Search the data for the string "this" and extract every line where it appears.

-- BEGIN MATERIAL PROVIDED --

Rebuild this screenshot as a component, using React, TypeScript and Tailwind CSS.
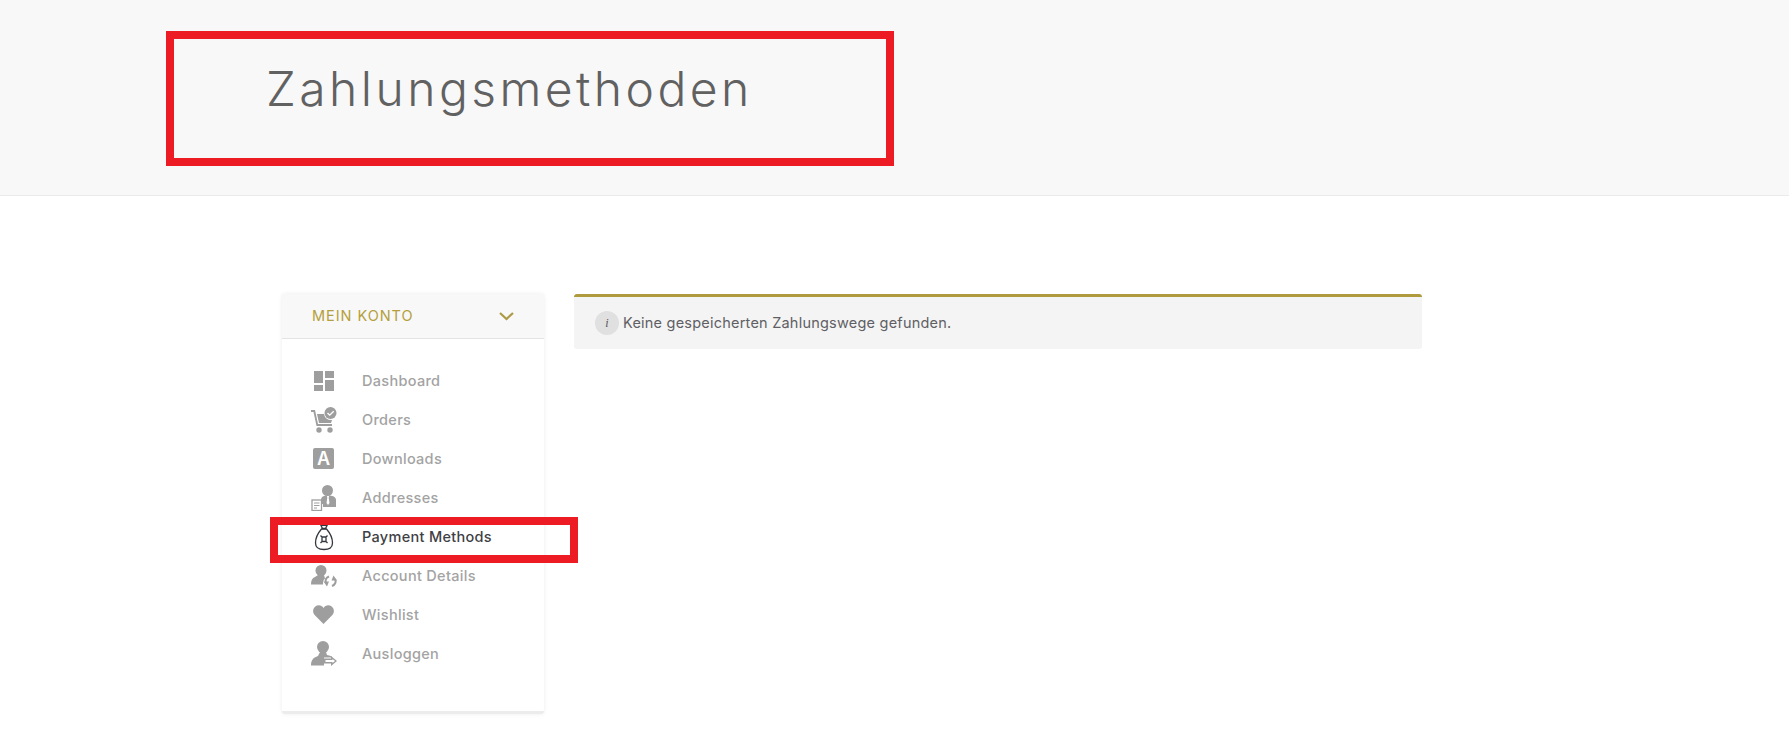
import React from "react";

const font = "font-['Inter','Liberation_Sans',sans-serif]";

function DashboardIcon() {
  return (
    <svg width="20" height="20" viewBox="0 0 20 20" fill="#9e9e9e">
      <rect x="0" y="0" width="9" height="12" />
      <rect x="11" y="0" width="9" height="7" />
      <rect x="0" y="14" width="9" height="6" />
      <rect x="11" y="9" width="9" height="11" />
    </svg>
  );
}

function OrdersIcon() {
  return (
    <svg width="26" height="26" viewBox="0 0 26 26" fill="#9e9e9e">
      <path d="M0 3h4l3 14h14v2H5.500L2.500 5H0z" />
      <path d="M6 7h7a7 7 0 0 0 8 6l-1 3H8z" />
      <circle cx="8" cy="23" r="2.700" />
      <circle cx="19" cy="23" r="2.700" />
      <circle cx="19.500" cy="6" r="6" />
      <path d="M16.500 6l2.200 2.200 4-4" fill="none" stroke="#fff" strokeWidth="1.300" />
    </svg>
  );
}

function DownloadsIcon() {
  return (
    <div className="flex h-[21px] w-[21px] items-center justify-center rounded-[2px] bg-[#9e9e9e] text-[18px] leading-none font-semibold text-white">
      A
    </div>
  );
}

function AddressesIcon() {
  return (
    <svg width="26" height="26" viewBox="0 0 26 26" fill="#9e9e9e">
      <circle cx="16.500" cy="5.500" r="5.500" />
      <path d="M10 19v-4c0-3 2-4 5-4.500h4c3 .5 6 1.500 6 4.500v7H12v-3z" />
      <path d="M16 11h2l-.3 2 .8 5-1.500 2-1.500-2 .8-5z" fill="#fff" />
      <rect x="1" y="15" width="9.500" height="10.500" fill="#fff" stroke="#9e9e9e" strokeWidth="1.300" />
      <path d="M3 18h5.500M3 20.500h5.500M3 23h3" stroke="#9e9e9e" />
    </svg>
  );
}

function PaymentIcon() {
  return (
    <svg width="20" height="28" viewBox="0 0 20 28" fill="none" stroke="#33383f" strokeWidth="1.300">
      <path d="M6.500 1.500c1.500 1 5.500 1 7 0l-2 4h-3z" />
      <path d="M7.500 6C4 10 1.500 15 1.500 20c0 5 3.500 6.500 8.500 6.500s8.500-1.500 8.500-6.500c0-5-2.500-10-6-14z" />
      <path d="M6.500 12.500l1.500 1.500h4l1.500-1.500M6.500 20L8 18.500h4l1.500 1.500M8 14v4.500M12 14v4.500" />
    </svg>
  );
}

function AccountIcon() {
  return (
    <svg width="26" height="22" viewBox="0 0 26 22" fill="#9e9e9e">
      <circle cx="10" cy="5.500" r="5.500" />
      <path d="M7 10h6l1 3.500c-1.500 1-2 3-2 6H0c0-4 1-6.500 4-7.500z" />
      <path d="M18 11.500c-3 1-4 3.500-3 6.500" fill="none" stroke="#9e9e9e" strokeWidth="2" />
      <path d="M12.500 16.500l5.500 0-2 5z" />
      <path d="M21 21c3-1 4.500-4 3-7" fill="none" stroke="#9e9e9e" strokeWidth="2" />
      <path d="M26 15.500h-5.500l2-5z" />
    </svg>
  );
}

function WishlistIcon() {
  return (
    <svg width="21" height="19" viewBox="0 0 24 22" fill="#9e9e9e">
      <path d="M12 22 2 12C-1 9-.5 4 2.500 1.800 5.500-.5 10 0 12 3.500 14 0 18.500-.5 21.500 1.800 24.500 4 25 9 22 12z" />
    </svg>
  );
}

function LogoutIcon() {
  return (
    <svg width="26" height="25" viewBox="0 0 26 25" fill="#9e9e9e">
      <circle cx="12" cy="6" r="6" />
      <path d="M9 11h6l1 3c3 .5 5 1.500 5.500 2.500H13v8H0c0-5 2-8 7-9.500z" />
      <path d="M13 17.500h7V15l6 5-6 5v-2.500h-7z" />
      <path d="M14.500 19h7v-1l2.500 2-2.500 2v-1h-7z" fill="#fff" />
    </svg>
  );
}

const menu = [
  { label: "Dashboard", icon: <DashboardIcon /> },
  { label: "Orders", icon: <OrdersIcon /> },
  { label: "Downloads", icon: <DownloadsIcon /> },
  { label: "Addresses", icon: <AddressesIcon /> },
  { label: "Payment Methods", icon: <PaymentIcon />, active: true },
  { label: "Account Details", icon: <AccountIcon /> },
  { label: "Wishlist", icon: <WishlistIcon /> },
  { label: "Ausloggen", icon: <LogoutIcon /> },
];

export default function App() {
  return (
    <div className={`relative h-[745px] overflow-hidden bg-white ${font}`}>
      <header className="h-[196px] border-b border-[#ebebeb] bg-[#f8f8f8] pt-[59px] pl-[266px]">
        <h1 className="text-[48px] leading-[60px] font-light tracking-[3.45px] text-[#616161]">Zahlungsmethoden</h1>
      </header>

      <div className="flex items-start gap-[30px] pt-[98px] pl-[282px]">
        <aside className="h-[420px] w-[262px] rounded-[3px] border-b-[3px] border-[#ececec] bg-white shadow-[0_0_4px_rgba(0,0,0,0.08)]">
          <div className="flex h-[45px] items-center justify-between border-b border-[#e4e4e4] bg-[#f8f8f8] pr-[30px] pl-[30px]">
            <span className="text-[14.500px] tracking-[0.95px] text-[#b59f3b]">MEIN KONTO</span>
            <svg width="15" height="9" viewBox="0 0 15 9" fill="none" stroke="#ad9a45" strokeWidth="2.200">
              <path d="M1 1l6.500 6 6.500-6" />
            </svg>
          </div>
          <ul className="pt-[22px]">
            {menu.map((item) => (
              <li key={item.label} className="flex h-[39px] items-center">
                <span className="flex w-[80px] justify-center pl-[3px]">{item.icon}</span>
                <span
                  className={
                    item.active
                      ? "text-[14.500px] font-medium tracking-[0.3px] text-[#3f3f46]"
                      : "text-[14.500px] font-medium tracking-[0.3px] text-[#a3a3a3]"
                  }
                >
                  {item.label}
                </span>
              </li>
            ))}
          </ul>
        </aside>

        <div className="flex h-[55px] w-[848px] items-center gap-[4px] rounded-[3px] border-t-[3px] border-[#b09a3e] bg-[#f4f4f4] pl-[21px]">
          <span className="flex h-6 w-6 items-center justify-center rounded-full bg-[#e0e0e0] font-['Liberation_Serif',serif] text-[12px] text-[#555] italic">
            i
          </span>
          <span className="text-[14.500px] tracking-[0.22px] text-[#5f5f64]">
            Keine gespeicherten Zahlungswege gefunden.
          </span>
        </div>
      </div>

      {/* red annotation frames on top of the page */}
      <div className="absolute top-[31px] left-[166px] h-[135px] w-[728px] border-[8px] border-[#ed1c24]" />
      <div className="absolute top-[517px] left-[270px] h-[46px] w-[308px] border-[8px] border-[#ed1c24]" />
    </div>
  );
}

-- END MATERIAL PROVIDED --
-- BEGIN MATERIAL PROVIDED --

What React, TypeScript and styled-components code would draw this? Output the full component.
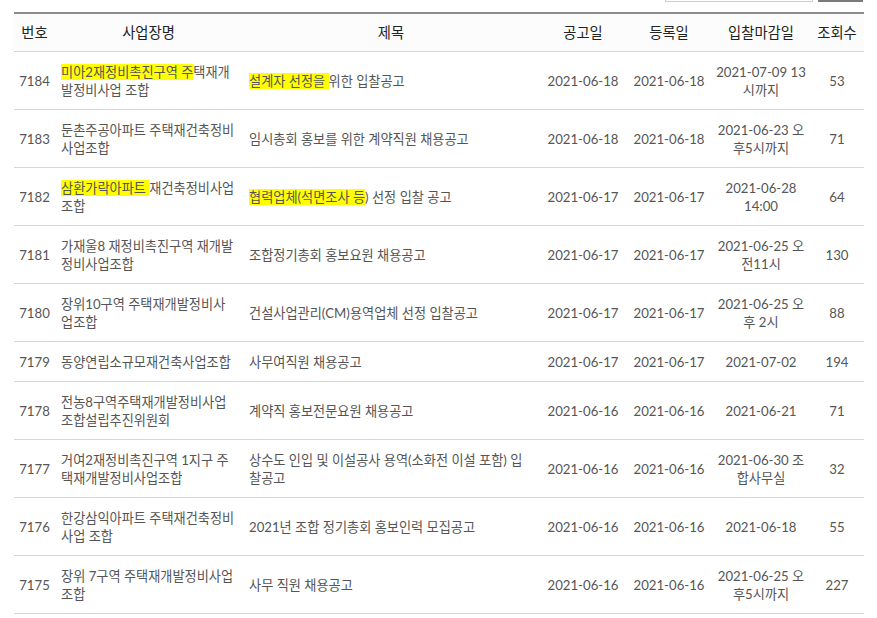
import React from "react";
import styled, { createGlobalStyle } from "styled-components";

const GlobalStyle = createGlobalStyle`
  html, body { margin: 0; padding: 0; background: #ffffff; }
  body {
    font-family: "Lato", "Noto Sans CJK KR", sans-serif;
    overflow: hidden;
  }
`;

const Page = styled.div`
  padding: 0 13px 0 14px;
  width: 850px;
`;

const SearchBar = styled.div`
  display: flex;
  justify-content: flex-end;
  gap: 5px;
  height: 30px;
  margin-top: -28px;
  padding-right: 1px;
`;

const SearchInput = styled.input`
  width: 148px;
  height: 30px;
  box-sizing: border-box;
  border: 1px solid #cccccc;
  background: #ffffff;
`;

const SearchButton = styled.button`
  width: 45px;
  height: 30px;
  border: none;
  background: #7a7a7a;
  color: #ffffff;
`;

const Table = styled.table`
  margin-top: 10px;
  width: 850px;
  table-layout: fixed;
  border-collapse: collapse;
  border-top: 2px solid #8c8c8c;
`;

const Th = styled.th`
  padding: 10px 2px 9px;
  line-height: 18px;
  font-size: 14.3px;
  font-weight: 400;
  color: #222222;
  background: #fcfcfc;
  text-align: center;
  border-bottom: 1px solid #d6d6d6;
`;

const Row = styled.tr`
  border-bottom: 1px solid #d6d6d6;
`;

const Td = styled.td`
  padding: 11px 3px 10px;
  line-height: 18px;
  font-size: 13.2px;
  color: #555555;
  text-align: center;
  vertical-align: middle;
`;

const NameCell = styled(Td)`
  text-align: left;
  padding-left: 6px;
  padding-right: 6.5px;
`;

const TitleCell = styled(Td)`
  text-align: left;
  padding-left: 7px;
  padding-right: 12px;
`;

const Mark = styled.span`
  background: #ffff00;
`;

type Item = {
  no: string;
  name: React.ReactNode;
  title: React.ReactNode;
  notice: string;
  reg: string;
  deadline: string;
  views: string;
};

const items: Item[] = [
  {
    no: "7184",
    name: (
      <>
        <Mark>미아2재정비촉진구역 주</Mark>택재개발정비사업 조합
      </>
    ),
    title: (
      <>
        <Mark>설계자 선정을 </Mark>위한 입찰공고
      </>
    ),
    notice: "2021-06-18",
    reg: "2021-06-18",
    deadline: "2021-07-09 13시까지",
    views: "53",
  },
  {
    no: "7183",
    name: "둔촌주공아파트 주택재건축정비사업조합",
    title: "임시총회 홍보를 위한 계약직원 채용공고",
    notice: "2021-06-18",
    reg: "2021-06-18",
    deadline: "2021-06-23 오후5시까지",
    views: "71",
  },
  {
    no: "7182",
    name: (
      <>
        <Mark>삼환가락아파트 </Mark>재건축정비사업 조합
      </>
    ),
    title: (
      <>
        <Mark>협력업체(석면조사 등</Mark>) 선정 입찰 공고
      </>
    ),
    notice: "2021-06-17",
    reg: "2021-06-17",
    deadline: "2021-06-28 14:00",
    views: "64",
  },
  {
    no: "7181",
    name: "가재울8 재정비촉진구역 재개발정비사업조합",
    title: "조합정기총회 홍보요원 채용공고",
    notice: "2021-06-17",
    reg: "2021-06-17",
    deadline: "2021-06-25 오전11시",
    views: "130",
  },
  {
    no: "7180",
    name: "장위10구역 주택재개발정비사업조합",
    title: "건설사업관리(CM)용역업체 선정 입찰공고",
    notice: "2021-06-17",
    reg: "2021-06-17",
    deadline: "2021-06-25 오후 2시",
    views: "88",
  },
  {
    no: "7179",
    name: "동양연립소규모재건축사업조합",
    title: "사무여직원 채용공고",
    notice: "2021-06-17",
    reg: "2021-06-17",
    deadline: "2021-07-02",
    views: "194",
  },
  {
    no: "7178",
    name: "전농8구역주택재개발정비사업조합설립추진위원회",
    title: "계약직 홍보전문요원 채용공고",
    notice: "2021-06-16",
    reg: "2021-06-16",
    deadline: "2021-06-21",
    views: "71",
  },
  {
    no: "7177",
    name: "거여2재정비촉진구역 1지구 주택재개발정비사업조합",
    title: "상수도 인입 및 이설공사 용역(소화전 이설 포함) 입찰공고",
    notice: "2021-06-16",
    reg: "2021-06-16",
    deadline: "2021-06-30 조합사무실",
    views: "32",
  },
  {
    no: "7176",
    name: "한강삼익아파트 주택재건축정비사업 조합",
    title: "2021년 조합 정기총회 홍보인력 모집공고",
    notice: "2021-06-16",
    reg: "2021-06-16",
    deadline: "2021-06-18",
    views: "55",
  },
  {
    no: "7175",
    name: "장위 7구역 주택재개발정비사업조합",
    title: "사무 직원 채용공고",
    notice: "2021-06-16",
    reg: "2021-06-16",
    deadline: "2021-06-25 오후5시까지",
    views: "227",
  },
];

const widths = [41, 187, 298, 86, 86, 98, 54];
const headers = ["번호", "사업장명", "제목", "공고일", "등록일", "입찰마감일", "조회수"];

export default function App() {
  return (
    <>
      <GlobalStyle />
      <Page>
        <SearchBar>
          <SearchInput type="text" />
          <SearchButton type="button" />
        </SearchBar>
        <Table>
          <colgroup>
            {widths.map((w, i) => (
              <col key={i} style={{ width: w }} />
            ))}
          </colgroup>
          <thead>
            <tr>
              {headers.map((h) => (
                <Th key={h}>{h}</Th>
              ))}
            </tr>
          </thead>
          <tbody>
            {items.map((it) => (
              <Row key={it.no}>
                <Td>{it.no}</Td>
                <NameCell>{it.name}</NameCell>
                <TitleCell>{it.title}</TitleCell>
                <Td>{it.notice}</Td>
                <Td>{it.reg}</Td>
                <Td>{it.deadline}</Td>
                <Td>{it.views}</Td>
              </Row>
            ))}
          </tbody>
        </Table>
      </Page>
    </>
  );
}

-- END MATERIAL PROVIDED --
-- BEGIN MATERIAL PROVIDED --

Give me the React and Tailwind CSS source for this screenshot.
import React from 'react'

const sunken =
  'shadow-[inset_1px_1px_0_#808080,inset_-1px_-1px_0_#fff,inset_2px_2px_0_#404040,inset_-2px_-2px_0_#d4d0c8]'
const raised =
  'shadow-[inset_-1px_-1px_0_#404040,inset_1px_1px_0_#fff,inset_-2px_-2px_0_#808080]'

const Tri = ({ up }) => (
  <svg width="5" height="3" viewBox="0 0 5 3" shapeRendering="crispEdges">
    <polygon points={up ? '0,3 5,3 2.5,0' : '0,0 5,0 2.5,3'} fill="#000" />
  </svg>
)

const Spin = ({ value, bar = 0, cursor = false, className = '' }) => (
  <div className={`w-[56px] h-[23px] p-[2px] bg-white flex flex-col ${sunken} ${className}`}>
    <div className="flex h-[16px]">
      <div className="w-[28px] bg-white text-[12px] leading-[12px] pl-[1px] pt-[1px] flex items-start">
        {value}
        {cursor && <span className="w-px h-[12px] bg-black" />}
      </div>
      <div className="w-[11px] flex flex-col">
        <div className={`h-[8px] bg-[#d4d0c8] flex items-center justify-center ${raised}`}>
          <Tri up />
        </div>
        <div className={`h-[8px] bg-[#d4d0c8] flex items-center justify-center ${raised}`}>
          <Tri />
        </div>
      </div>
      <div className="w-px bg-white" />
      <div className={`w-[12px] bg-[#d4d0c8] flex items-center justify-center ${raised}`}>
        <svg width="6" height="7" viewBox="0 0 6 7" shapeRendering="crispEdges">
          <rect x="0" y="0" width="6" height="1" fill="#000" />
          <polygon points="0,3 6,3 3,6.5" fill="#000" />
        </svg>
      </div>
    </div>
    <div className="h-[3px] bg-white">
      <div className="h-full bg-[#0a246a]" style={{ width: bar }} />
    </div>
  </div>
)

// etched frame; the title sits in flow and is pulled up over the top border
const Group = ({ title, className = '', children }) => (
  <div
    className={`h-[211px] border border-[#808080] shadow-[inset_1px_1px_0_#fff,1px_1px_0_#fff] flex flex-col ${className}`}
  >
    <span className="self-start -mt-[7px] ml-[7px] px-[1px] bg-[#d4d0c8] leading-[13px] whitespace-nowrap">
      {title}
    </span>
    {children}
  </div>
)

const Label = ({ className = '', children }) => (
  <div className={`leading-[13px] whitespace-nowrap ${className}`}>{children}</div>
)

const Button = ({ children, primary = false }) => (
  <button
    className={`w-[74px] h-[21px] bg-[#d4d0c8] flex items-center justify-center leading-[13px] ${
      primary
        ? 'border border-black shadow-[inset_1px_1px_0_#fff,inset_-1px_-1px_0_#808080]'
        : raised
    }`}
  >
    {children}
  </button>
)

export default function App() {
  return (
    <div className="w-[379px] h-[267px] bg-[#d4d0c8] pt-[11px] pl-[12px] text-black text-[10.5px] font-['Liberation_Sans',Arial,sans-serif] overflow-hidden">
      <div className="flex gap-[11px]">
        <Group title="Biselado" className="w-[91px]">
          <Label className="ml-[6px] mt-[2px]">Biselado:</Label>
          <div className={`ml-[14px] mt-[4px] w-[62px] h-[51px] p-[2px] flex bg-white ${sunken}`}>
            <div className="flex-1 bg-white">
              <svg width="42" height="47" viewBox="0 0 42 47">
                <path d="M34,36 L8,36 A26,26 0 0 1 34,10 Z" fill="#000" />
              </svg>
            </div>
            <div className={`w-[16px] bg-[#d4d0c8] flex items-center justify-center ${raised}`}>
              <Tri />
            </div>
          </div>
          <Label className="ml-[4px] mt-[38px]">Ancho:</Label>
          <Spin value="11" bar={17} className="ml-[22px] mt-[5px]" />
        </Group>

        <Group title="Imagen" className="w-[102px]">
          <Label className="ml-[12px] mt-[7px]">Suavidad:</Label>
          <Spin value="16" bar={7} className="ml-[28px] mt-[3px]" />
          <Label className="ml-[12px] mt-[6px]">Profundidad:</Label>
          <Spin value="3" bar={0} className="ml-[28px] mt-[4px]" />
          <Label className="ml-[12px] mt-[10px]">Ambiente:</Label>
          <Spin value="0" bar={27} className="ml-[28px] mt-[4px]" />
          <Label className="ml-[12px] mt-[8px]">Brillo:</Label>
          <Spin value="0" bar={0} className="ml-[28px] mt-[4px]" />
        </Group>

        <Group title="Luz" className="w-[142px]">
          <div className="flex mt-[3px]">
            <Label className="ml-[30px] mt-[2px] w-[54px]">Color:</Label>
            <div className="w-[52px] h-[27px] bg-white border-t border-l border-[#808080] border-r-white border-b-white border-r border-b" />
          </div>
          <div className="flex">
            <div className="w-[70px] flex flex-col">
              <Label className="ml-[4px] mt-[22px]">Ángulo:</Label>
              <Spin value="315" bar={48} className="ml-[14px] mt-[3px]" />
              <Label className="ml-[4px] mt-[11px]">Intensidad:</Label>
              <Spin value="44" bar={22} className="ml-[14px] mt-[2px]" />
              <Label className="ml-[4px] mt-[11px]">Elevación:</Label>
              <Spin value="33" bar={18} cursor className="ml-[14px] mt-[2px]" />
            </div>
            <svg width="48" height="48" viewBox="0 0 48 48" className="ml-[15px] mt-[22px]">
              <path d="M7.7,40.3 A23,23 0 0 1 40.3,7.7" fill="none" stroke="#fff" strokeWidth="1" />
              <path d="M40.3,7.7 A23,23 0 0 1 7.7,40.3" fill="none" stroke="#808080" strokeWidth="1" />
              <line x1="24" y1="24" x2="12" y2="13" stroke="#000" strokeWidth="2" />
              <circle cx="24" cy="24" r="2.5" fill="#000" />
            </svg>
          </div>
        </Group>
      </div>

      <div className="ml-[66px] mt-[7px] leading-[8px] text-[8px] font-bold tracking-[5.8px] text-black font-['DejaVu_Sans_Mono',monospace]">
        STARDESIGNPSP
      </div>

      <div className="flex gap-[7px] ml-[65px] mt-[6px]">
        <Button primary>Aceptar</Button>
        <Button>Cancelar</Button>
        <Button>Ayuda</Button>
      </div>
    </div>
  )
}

-- END MATERIAL PROVIDED --

▸ OUTPUT:
Rebuild this screenshot as a component, using React, TypeScript and Tailwind CSS.
What React, TypeScript and styled-components code would draw this? Output the full component.
Give me the React and Tailwind CSS source for this screenshot.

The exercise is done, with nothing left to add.